▶ _Written task_:
Produce an exact copy of the lines below that run from the line containing "Reproduce this screenshot" to the line containing "const SELECTED = 'Wireless - IEEE 802.11';", inclusive; any picture is omitted.

# Source material start

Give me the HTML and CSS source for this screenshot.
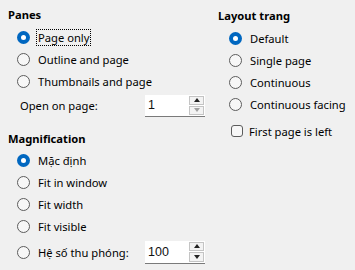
FILE: index.html
```html
<!DOCTYPE html>
<html>
<head>
<meta charset="utf-8">
<link rel="stylesheet" href="styles.css">
</head>
<body>
<div class="page">
  <div class="col left">
    <div class="heading h-panes">Panes</div>
    <div class="row radio-row"><span class="radio on"></span><span class="label focus">Page only</span></div>
    <div class="row radio-row"><span class="radio"></span><span class="label">Outline and page</span></div>
    <div class="row radio-row"><span class="radio"></span><span class="label">Thumbnails and page</span></div>
    <div class="row spin-row">
      <span class="label plain">Open on page:</span>
      <div class="spin">
        <div class="spin-field">1</div>
        <div class="spin-btns">
          <div class="spin-btn"><span class="arrow up"></span></div>
          <div class="spin-btn"><span class="arrow down disabled"></span></div>
        </div>
      </div>
    </div>
    <div class="heading h-mag">Magnification</div>
    <div class="row radio-row"><span class="radio on"></span><span class="label">Mặc định</span></div>
    <div class="row radio-row"><span class="radio"></span><span class="label">Fit in window</span></div>
    <div class="row radio-row"><span class="radio"></span><span class="label">Fit width</span></div>
    <div class="row radio-row"><span class="radio"></span><span class="label">Fit visible</span></div>
    <div class="row radio-row zoom-row">
      <span class="radio"></span><span class="label zoom-label">Hệ số thu phóng:</span>
      <div class="spin">
        <div class="spin-field">100</div>
        <div class="spin-btns">
          <div class="spin-btn"><span class="arrow up"></span></div>
          <div class="spin-btn"><span class="arrow down"></span></div>
        </div>
      </div>
    </div>
  </div>
  <div class="col right">
    <div class="heading h-layout">Layout trang</div>
    <div class="row radio-row"><span class="radio on"></span><span class="label">Default</span></div>
    <div class="row radio-row"><span class="radio"></span><span class="label">Single page</span></div>
    <div class="row radio-row"><span class="radio"></span><span class="label">Continuous</span></div>
    <div class="row radio-row"><span class="radio"></span><span class="label">Continuous facing</span></div>
    <div class="row check-row"><span class="check"></span><span class="label">First page is left</span></div>
  </div>
</div>
</body>
</html>
```

FILE: styles.css
```css
* { box-sizing: border-box; }
html, body {
  margin: 0;
  padding: 0;
  background: #f0f0f0;
}
body {
  font-family: "Noto Sans", "Open Sans", sans-serif;
  font-size: 11.2px;
  color: #000;
  width: 355px;
  height: 270px;
  overflow: hidden;
}
.page {
  display: flex;
}
.col {
  display: flex;
  flex-direction: column;
}
.left {
  width: 210px;
  padding-left: 8px;
  padding-top: 3px;
}
.right {
  padding-left: 8px;
  padding-top: 4px;
}
.heading {
  font-weight: bold;
  height: 23px;
  display: flex;
  align-items: center;
}
.h-layout { height: 23px; }
.h-mag { margin-top: 10px; height: 22px; }
.row {
  display: flex;
  align-items: center;
  height: 22px;
}
.radio-row { padding-left: 9px; }
.right .radio-row { padding-left: 11px; }
.radio {
  width: 13px;
  height: 13px;
  border-radius: 50%;
  border: 1px solid #5c5c5c;
  background: #f7f7f7;
  flex: none;
  position: relative;
}
.radio.on {
  border: none;
  background: #0067c0;
}
.radio.on::after {
  content: "";
  position: absolute;
  left: 4px;
  top: 4px;
  width: 5px;
  height: 5px;
  border-radius: 50%;
  background: #fff;
}
.label {
  margin-left: 6px;
  padding: 0 1px;
  line-height: 15px;
  border: 1px solid transparent;
  white-space: nowrap;
}
.label.focus {
  border: 1px dotted #000;
}
.label.plain {
  margin-left: 12px;
  width: 125px;
  padding: 0;
  border: none;
}
.spin-row {
  height: 23px;
  margin-top: 2px;
}
.zoom-row {
  height: 24px;
  margin-top: 3px;
}
.zoom-label {
  width: 109px;
}
.spin {
  display: flex;
  width: 60px;
  height: 22px;
  background: #fff;
  border-bottom: 1px solid #7a7a7a;
  padding: 1px 1px 1px 0;
}
.zoom-row .spin { height: 23px; }
.spin-field {
  flex: 1;
  display: flex;
  align-items: center;
  padding-left: 3px;
  font-family: "Liberation Sans", Arial, sans-serif;
  font-size: 12.5px;
  color: #111;
}
.spin-btns {
  width: 15px;
  display: flex;
  flex-direction: column;
  gap: 1px;
}
.spin-btn {
  flex: 1;
  border: 1px solid #c4c4c4;
  background: #f3f3f3;
  display: flex;
  align-items: center;
  justify-content: center;
}
.arrow {
  width: 0;
  height: 0;
  border-left: 3px solid transparent;
  border-right: 3px solid transparent;
}
.arrow.up { border-bottom: 4px solid #222; }
.arrow.down { border-top: 4px solid #222; }
.arrow.down.disabled { border-top-color: #a0a0a0; }
.check-row {
  padding-left: 13px;
  margin-top: 5px;
}
.check {
  width: 12px;
  height: 12px;
  border: 1px solid #5c5c5c;
  border-radius: 3px;
  background: #f7f7f7;
  flex: none;
}
.check-row .label { margin-left: 4px; }
```
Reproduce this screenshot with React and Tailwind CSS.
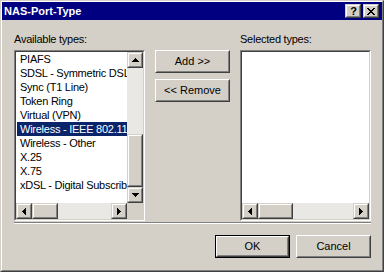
const ITEMS = [
  'PIAFS',
  'SDSL - Symmetric DSL',
  'Sync (T1 Line)',
  'Token Ring',
  'Virtual (VPN)',
  'Wireless - IEEE 802.11',
  'Wireless - Other',
  'X.25',
  'X.75',
  'xDSL - Digital Subscriber Line',
];

const SELECTED = 'Wireless - IEEE 802.11';

// 1px rows of a classic arrow glyph, drawn crisp
function Arrow({ dir }) {
  const rows = [
    [3, 1],
    [2, 3],
    [1, 5],
    [0, 7],
  ];
  const flip = dir === 'down' || dir === 'right';
  const horiz = dir === 'left' || dir === 'right';
  return (
    <svg width={horiz ? 4 : 7} height={horiz ? 7 : 4} shapeRendering="crispEdges">
      {rows.map(([off, len], i) => {
        const r = flip ? 3 - i : i;
        return horiz ? (
          <rect key={i} x={r} y={off} width="1" height={len} fill="#000" />
        ) : (
          <rect key={i} x={off} y={r} width={len} height="1" fill="#000" />
        );
      })}
    </svg>
  );
}

function ScrollBtn({ dir }) {
  return (
    <div className="w-[16px] h-[16px] shrink-0 border border-t-[#d4d0c8] border-l-[#d4d0c8] border-r-[#404040] border-b-[#404040]">
      <div className="w-full h-full border border-t-white border-l-white border-r-[#808080] border-b-[#808080] bg-[#d4d0c8] flex items-center justify-center">
        <Arrow dir={dir} />
      </div>
    </div>
  );
}

function Thumb({ className }) {
  return (
    <div className={`shrink-0 border border-t-[#d4d0c8] border-l-[#d4d0c8] border-r-[#404040] border-b-[#404040] ${className}`}>
      <div className="w-full h-full border border-t-white border-l-white border-r-[#808080] border-b-[#808080] bg-[#d4d0c8]" />
    </div>
  );
}

function PushButton({ children, isDefault }) {
  const inner = (
    <div className="w-full h-full border border-t-white border-l-white border-r-[#404040] border-b-[#404040]">
      <div className="w-full h-full border border-t-[#d4d0c8] border-l-[#d4d0c8] border-r-[#808080] border-b-[#808080] bg-[#d4d0c8] flex items-center justify-center text-black">
        {children}
      </div>
    </div>
  );
  return (
    <div className={`w-[75px] h-[23px] shrink-0 ${isDefault ? 'border border-black' : ''}`}>
      {inner}
    </div>
  );
}

function Sunken({ children }) {
  return (
    <div className="w-[131px] h-[171px] border border-t-[#808080] border-l-[#808080] border-r-white border-b-white">
      <div className="w-full h-full border border-t-[#404040] border-l-[#404040] border-r-[#d4d0c8] border-b-[#d4d0c8] bg-white flex flex-col">
        {children}
      </div>
    </div>
  );
}

function HScroll({ thumb }) {
  return (
    <div className="flex h-[16px] flex-1">
      <ScrollBtn dir="left" />
      <Thumb className={thumb} />
      <div className="flex-1 bg-[#eae8e4]" />
      <ScrollBtn dir="right" />
    </div>
  );
}

export default function App() {
  return (
    <div className="w-[384px] h-[272px] bg-[#d4d0c8] border border-t-[#d4d0c8] border-l-[#d4d0c8] border-r-[#404040] border-b-[#404040] font-['Liberation_Sans',Arial,sans-serif] text-[11px] text-black select-none">
      <div className="w-full h-full flex flex-col border border-t-white border-l-white border-r-[#808080] border-b-[#808080]">
        {/* Title bar */}
        <div className="h-[18px] bg-[#000080] flex items-center justify-between pl-[2px] pr-[3px]">
          <span className="text-white font-bold leading-[18px]">NAS-Port-Type</span>
          <div className="flex gap-[2px]">
            <div className="w-[16px] h-[14px] border border-t-[#d4d0c8] border-l-[#d4d0c8] border-r-[#404040] border-b-[#404040]">
              <div className="w-full h-full border border-t-white border-l-white border-r-[#808080] border-b-[#808080] bg-[#d4d0c8] flex items-center justify-center font-bold text-[11px] leading-none pl-[1px]">
                ?
              </div>
            </div>
            <div className="w-[16px] h-[14px] border border-t-[#d4d0c8] border-l-[#d4d0c8] border-r-[#404040] border-b-[#404040]">
              <div className="w-full h-full border border-t-white border-l-white border-r-[#808080] border-b-[#808080] bg-[#d4d0c8] flex items-center justify-center">
                <svg width="8" height="7" shapeRendering="crispEdges">
                  {[0, 1, 2, 3, 4, 5, 6].map((i) => (
                    <g key={i} fill="#000">
                      <rect x={i < 4 ? i : i + 0} y={i} width="2" height="1" />
                      <rect x={6 - i} y={i} width="2" height="1" />
                    </g>
                  ))}
                </svg>
              </div>
            </div>
          </div>
        </div>

        {/* Body */}
        <div className="flex-1 flex flex-col pl-[12px] pr-[11px] pt-[13px]">
          <div className="flex gap-[10px]">
            {/* Available */}
            <div className="flex flex-col">
              <div className="h-[13px] leading-[13px] tracking-[-0.25px] mb-[4px]">Available types:</div>
              <Sunken>
                <div className="flex flex-1 min-h-0">
                  <div className="flex-1 min-w-0 overflow-hidden pl-[1px]">
                    {ITEMS.map((item) => (
                      <div
                        key={item}
                        className={`h-[14px] leading-[14px] pl-[3px] whitespace-nowrap tracking-[-0.25px] ${
                          item === SELECTED ? 'bg-[#0a246a] text-white' : ''
                        }`}
                      >
                        {item}
                      </div>
                    ))}
                  </div>
                  <div className="w-[16px] flex flex-col">
                    <ScrollBtn dir="up" />
                    <div className="h-[66px] bg-[#eae8e4]" />
                    <Thumb className="flex-1" />
                    <ScrollBtn dir="down" />
                  </div>
                </div>
                <div className="flex">
                  <HScroll thumb="w-[26px]" />
                  <div className="w-[16px] h-[16px] bg-[#d4d0c8]" />
                </div>
              </Sunken>
            </div>

            {/* Add / Remove */}
            <div className="flex flex-col gap-[6px] pt-[17px]">
              <PushButton>Add &gt;&gt;</PushButton>
              <PushButton>&lt;&lt; Remove</PushButton>
            </div>

            {/* Selected */}
            <div className="flex flex-col">
              <div className="h-[13px] leading-[13px] tracking-[-0.25px] mb-[4px]">Selected types:</div>
              <Sunken>
                <div className="flex-1" />
                <div className="flex">
                  <HScroll thumb="w-[35px]" />
                </div>
              </Sunken>
            </div>
          </div>

          {/* Separator */}
          <div className="mt-[1px] h-[2px] border-t border-t-[#808080] border-b border-b-white" />

          {/* OK / Cancel */}
          <div className="flex justify-end gap-[6px] mt-[11px]">
            <PushButton isDefault>OK</PushButton>
            <PushButton>Cancel</PushButton>
          </div>
        </div>
      </div>
    </div>
  );
}
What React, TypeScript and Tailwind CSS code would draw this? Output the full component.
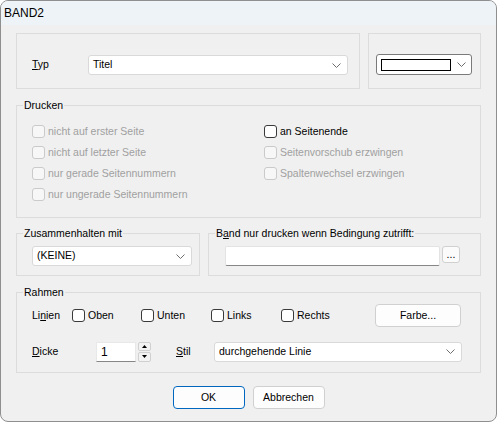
import React from 'react';

function Chevron() {
  return (
    <svg width="9" height="5" viewBox="0 0 9 5" className="shrink-0">
      <path d="M0.5 0.5 L4.5 4.5 L8.5 0.5" fill="none" stroke="#6e6e6e" strokeWidth="1" />
    </svg>
  );
}

function Group({ label, className, children }: { label?: React.ReactNode; className?: string; children?: React.ReactNode }) {
  return (
    <div className={`relative border border-[#dcdcdc] ${className ?? ''}`}>
      {label && (
        <span className="absolute left-[6px] -top-[8px] bg-[#f0f0f0] px-[1px] leading-[14px] text-black">{label}</span>
      )}
      {children}
    </div>
  );
}

function Check({ label, disabled, className }: { label: string; disabled?: boolean; className?: string }) {
  return (
    <div className={`flex items-center gap-[3px] ${className ?? ''}`}>
      <span
        className={
          disabled
            ? 'w-[13px] h-[13px] rounded-[3px] border border-[#cacaca] bg-[#f7f7f7] shrink-0'
            : 'w-[13px] h-[13px] rounded-[3px] border border-[#3a3a3a] bg-white shrink-0'
        }
      />
      <span className={disabled ? 'text-[#a0a0a0]' : 'text-black'}>{label}</span>
    </div>
  );
}

function Select({ value, className }: { value: string; className?: string }) {
  return (
    <div className={`flex items-center justify-between bg-white border border-[#d9d9d9] rounded-[3px] pl-[4px] pr-[6px] ${className ?? ''}`}>
      <span>{value}</span>
      <Chevron />
    </div>
  );
}

export default function App() {
  return (
    <div className="w-[497px] h-[422px] bg-white font-['Liberation_Sans',Arial,sans-serif] text-[10.5px] text-black">
      <div className="w-[497px] h-[422px] rounded-[8px] border border-[#8f8f8f] bg-[#f0f0f0] overflow-hidden flex flex-col">
        <div className="h-[24px] bg-[#edf3f7] flex items-center pl-[3px] text-[12px] shrink-0">BAND2</div>

        <div className="px-[15px] flex flex-col">
          {/* Typ row */}
          <div className="flex gap-[8px] mt-[8px]">
            <Group className="w-[344px] h-[56px] pl-[15px] pt-[21px]">
              <div className="flex items-center h-[20px]">
                <span className="w-[56px]">
                  <u>T</u>yp
                </span>
                <Select value="Titel" className="w-[260px] h-[20px]" />
              </div>
            </Group>
            <Group className="w-[113px] h-[56px] pl-[7px] pt-[20px]">
              <div className="w-[96px] h-[21px] bg-white border border-[#7a7a7a] rounded-[3px] flex items-center pl-[4px] pr-[5px]">
                <span className="w-[70px] h-[12px] border-[1.5px] border-black bg-white" />
                <span className="ml-auto">
                  <Chevron />
                </span>
              </div>
            </Group>
          </div>

          {/* Drucken */}
          <Group label="Drucken" className="h-[113px] mt-[16px] pl-[15px] pt-[15px]">
            <div className="flex">
              <div className="w-[232px] flex flex-col">
                <Check disabled label="nicht auf erster Seite" className="h-[21px]" />
                <Check disabled label="nicht auf letzter Seite" className="h-[21px]" />
                <Check disabled label="nur gerade Seitennummern" className="h-[21px]" />
                <Check disabled label="nur ungerade Seitennummern" className="h-[21px]" />
              </div>
              <div className="flex flex-col">
                <Check label="an Seitenende" className="h-[21px]" />
                <Check disabled label="Seitenvorschub erzwingen" className="h-[21px]" />
                <Check disabled label="Spaltenwechsel erzwingen" className="h-[21px]" />
              </div>
            </div>
          </Group>

          {/* Zusammenhalten / Bedingung */}
          <div className="flex gap-[8px] mt-[15px]">
            <Group label="Zusammenhalten mit" className="w-[184px] h-[43px] pl-[15px] pt-[12px]">
              <Select value="(KEINE)" className="w-[160px] h-[20px]" />
            </Group>
            <Group
              label={
                <>
                  B<u>a</u>nd nur drucken wenn Bedingung zutrifft:
                </>
              }
              className="w-[273px] h-[43px] pl-[16px] pt-[12px]"
            >
              <div className="flex items-start">
                <div className="w-[215px] h-[20px] bg-white border border-[#e3e3e3] border-b-[#868686] rounded-[2px]" />
                <div className="ml-[2px] w-[18px] h-[17px] bg-[#fbfbfb] border border-[#d0d0d0] rounded-[3px] flex items-end justify-center leading-[12px] pb-[2px]">
                  ...
                </div>
              </div>
            </Group>
          </div>

          {/* Rahmen */}
          <Group label="Rahmen" className="h-[81px] mt-[16px] pl-[15px] pt-[11px]">
            <div className="flex items-center h-[23px]">
              <span className="w-[40px]">
                Li<u>n</u>ien
              </span>
              <Check label="Oben" className="w-[69px]" />
              <Check label="Unten" className="w-[70px]" />
              <Check label="Links" className="w-[70px]" />
              <Check label="Rechts" className="w-[70px]" />
              <div className="ml-[24px] w-[86px] h-[23px] bg-[#fdfdfd] border border-[#d0d0d0] rounded-[4px] flex items-center justify-center">
                Farbe...
              </div>
            </div>
            <div className="flex items-center h-[21px] mt-[14px]">
              <span className="w-[64px]">
                <u>D</u>icke
              </span>
              <div className="w-[40px] h-[20px] bg-white border border-[#e8e8e8] border-b-[#868686] flex items-center pl-[4px] text-[12px]">
                1
              </div>
              <div className="ml-[2px] w-[13px] h-[20px] flex flex-col gap-[1px]">
                <div className="flex-1 bg-[#f3f3f3] border border-[#d0d0d0] rounded-[2px] flex items-center justify-center">
                  <svg width="5" height="3" viewBox="0 0 5 3">
                    <path d="M0 3 L2.5 0 L5 3 Z" fill="#000" />
                  </svg>
                </div>
                <div className="flex-1 bg-[#f3f3f3] border border-[#d0d0d0] rounded-[2px] flex items-center justify-center">
                  <svg width="5" height="3" viewBox="0 0 5 3">
                    <path d="M0 0 L5 0 L2.5 3 Z" fill="#000" />
                  </svg>
                </div>
              </div>
              <span className="ml-[25px] w-[38px]">
                <u>S</u>til
              </span>
              <Select value="durchgehende Linie" className="w-[248px] h-[20px]" />
            </div>
          </Group>

          {/* Buttons */}
          <div className="flex justify-center gap-[8px] mt-[13px]">
            <div className="w-[72px] h-[23px] bg-[#fdfdfd] border border-[#0067c0] rounded-[4px] flex items-center justify-center">
              OK
            </div>
            <div className="w-[72px] h-[23px] bg-[#fdfdfd] border border-[#d0d0d0] rounded-[4px] flex items-center justify-center">
              Abbrechen
            </div>
          </div>
        </div>
      </div>
    </div>
  );
}
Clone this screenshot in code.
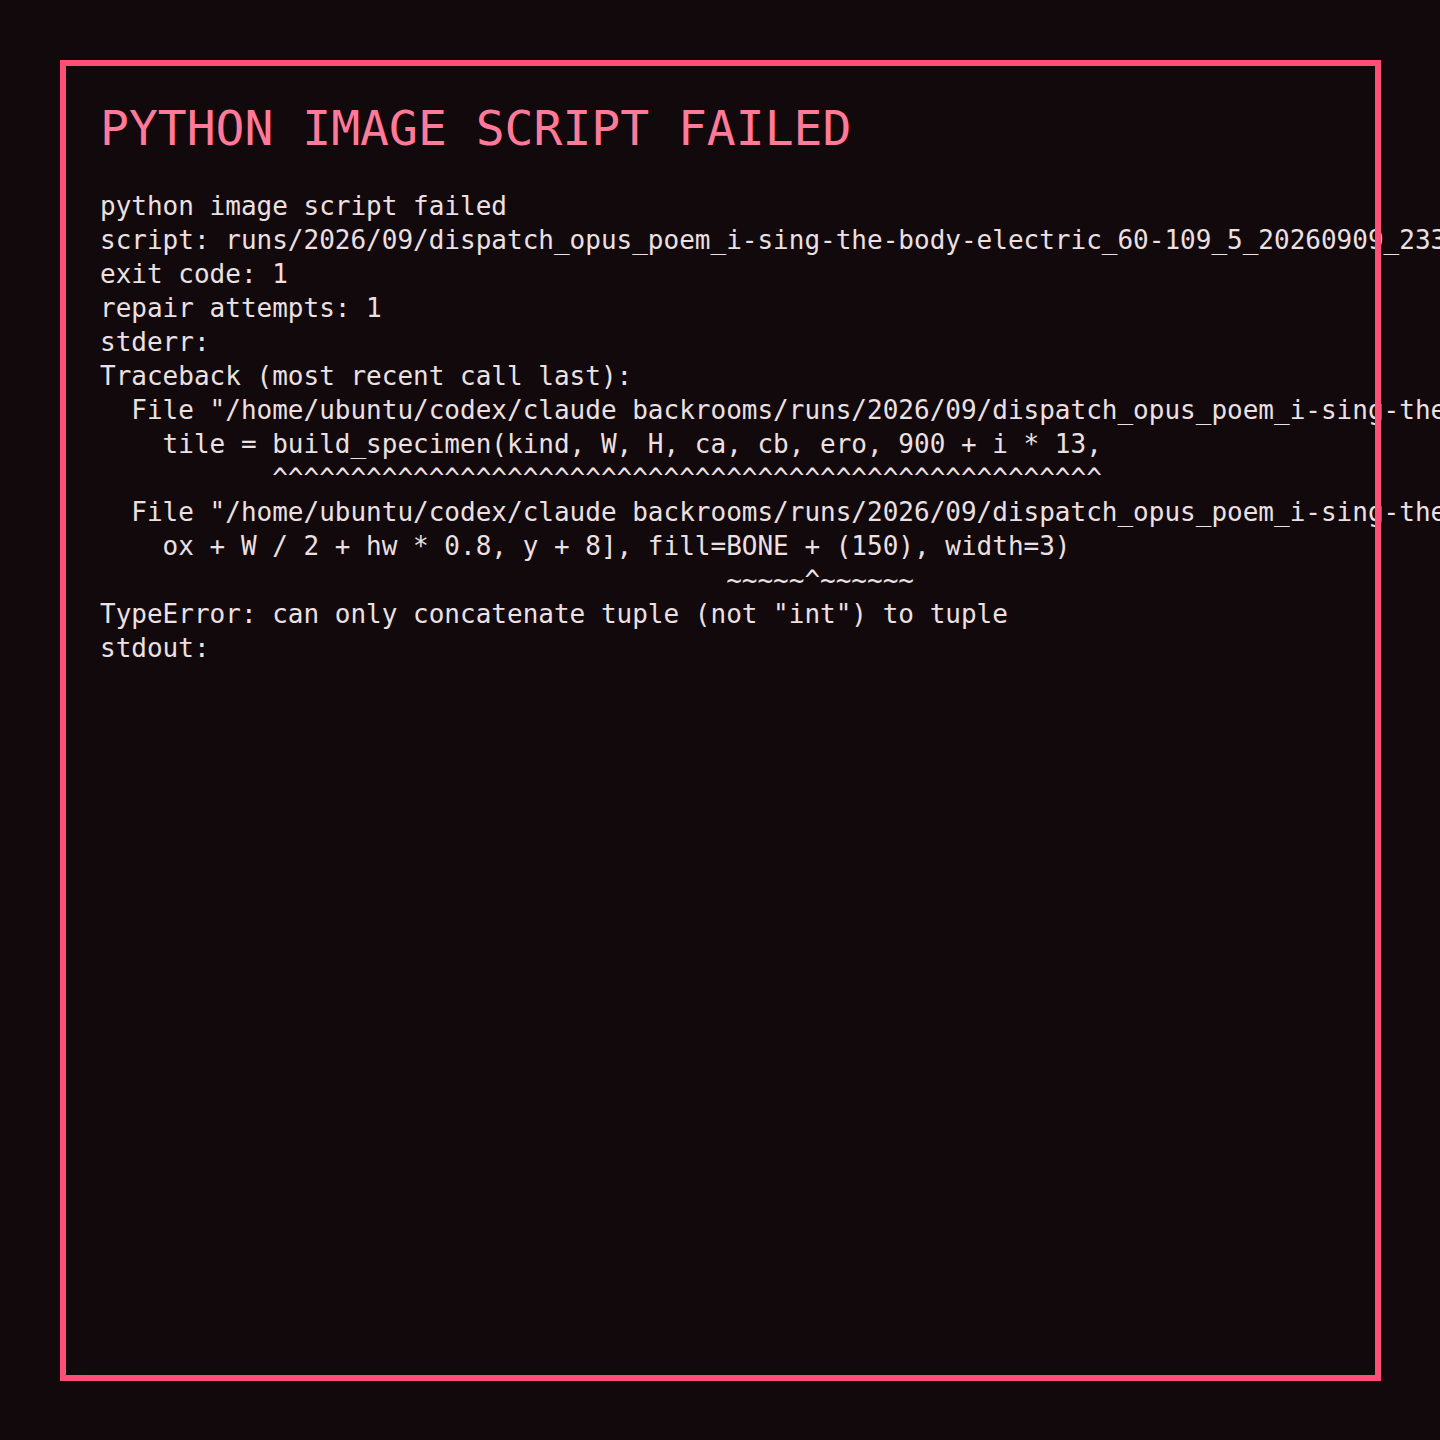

# Source material end

▶ _Correct output_:
Reproduce this screenshot with React and Tailwind CSS.
const ITEMS = [
  'PIAFS',
  'SDSL - Symmetric DSL',
  'Sync (T1 Line)',
  'Token Ring',
  'Virtual (VPN)',
  'Wireless - IEEE 802.11',
  'Wireless - Other',
  'X.25',
  'X.75',
  'xDSL - Digital Subscriber Line',
];

const SELECTED = 'Wireless - IEEE 802.11';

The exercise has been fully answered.